The radar mosaic from 3 AM CST.
A radar mosaic from 3 AM CST (0900 UTC), showing three main areas of concern: a broken squall line extending from central Mississippi northeastward into Kentucky; the first supercell thunderstorm producing a tornado in Lawrence County, and a second supercell thunderstorm producing a tornado in Fayette and Walker Counties. (This storm would later race into portions of northeast Alabama, producing EF-0 damage in Cullman County, EF-1 damage in Marshall County, and the tragic EF-4 damage in Jackson County.)
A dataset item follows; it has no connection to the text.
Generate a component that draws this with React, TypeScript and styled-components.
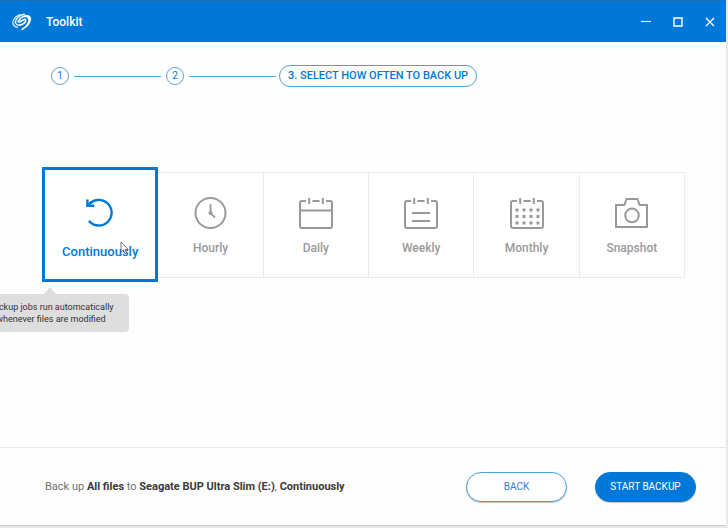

Unfortunately, all of the elements came together at just the right time between 3:00 AM and 5:30 AM across north Alabama and southern middle Tennessee to produce several tornadoes, including the two long-track violent tornadoes that struck Lawrence and Morgan Counties and Jackson County. Those supercell thunderstorms had originated over central Mississippi and raced northeastward ahead of the cold front, producing tornadoes at several points along their journey across Mississippi and central Alabama. By the time they reached north Alabama, the supercells were at their strongest, producing the most violent tornadoes since the May 18, 1995 "Anderson Hills Tornado". The tornadoes may have fed off a ribbon of further-enhanced moisture and instability, and tornado development may have been aided by a pair of weak troughs of low pressure (one that advanced several miles ahead of the front, and another draped along the Alabama-Georgia state line which acted like a subtle warm front). Both storms permanently weakened once they moved into Tennessee and Georgia and did not produce further significant damage.

The rarity of such a devastating tornadic outbreak during the winter months should reinforce the importance of severe weather awareness and safety.